1,1 Tonnen Kokain waren hinter Gipskarton geschmuggelt worden. Geschätzter Wert: Um die 200 Millionen Euro sollen es damals gewesen sein. Die Zollbeamten hatten einen guten Riecher, als sie sich ausgerechnet diesen Container herauspickten. Der Drahtzieher, ein spanischer Geschäftsmann, wurde verhaftet. Seine Baufirma war nur Tarnung für schmutzige Drogen-Geschäfte.
480 Container im 24-Stunden-Betrieb
Auch an diesem Morgen herrscht ordentlich Betrieb auf dem Terminalgelände bei Eurogate. Lastwagen mit Containern kommen und gehen, an der Stromkaje werden die Schiffe be- oder entladen. Bei rund fünf Millionen Containern im Jahr kann der Zoll nicht jede der Stahlkisten prüfen, die im Hafen bewegt werden, aber er zieht Stichproben.
In Volllast schafft das Team 480 Container im 24-Stunden-Betrieb mit der „Terminalmobilen Röntgenanlage“, kurz TMR. Hinzu kommen die Boxen, die von einer zweiten Zollgruppe, den Beschauern, direkt geöffnet werden, ohne sie vorher zu durchleuchten. „Wir wählen die Container nach einer Risikoanalyse aus“, sagt Sonja Tolle, Leiterin dieser beiden Teams. Welche Kriterien dabei eine Rolle spielen? Sie lächelt. Klar, Betriebsgeheimnis.

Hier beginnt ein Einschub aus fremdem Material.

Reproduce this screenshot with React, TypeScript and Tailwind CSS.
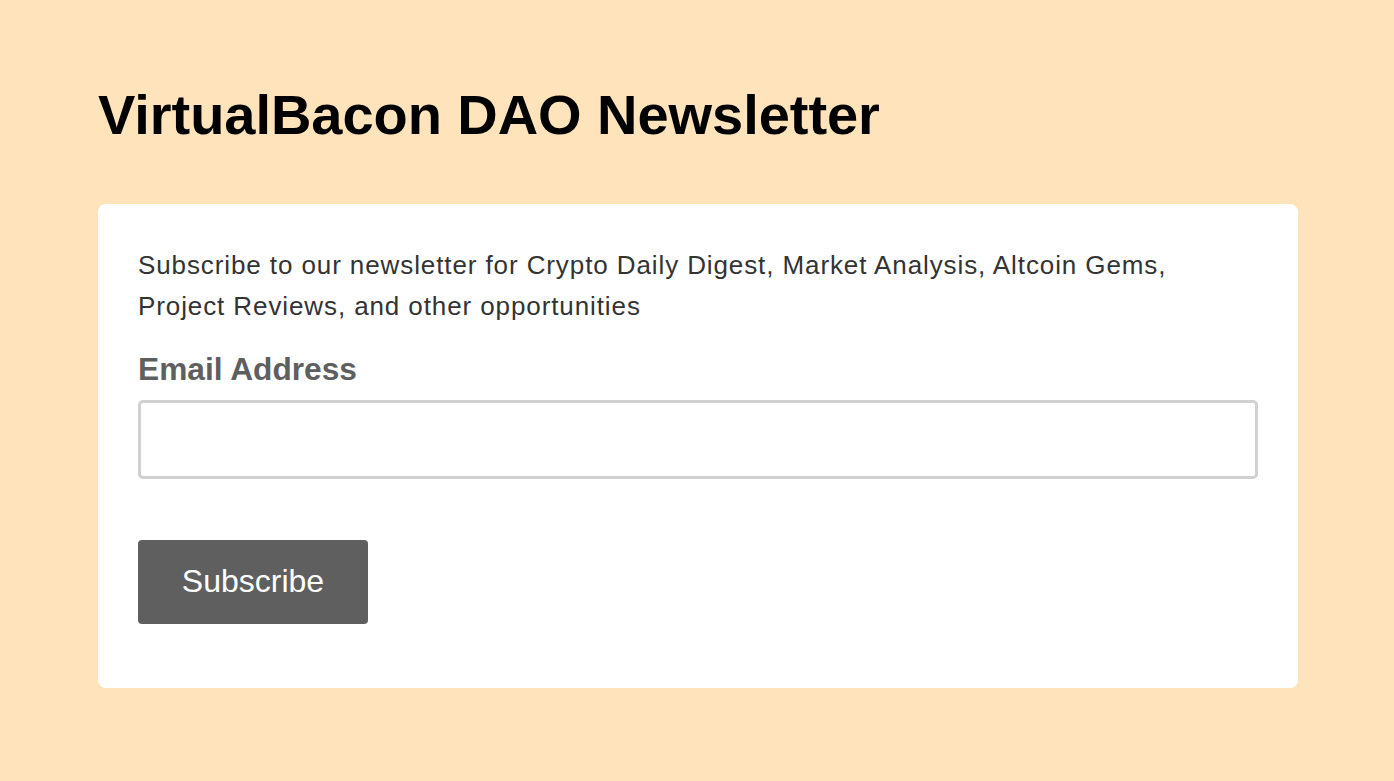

Nicht nur die Ladung im Blick
Die nächsten 18 Container, für die die Umschlagunternehmen „Durchleuchtungsanordnungen“ bekommen haben, sind auf dem Kontrollfeld aufgereiht. Der Spezial-Truck mit der Röntgeneinheit hinten auf der Achse setzt sich sanft in Bewegung und tuckert mit 0,7 Kilometern pro Stunde die erste Containerreihe entlang. Der ausfahrbare Röntgenarm umschließt die Container wie ein umgedrehtes U.
Das Zollbüro ist in Sichtweite. Dorthin werden die Aufnahmen sofort übertragen. Auf ihren Monitoren sehen Wrona und seine Kollegen jetzt die Innenleben der durchleuchteten Container. Manches lässt sich leicht erkennen, anderes erst auf den zweiten Blick. Die Zollbeamten suchen nach Gegenständen, die nicht zu den Frachtpapieren passen, nach auffälligen Strukturen oder Schatten.
„Wimmelbilder“ auf dem Computerbildschirm
„Wir konzentrieren uns nicht nur auf die Ladung“, sagt Wrona. Eine unlogische dunkle Stelle unter einem Träger kann im Zweifel auf ein Drogenversteck hinweisen. „Wimmelbilder“ nennt die Abteilung Aufnahmen von Container-Ladungen, die sich aus den unterschiedlichsten Gegenständen zusammensetzen.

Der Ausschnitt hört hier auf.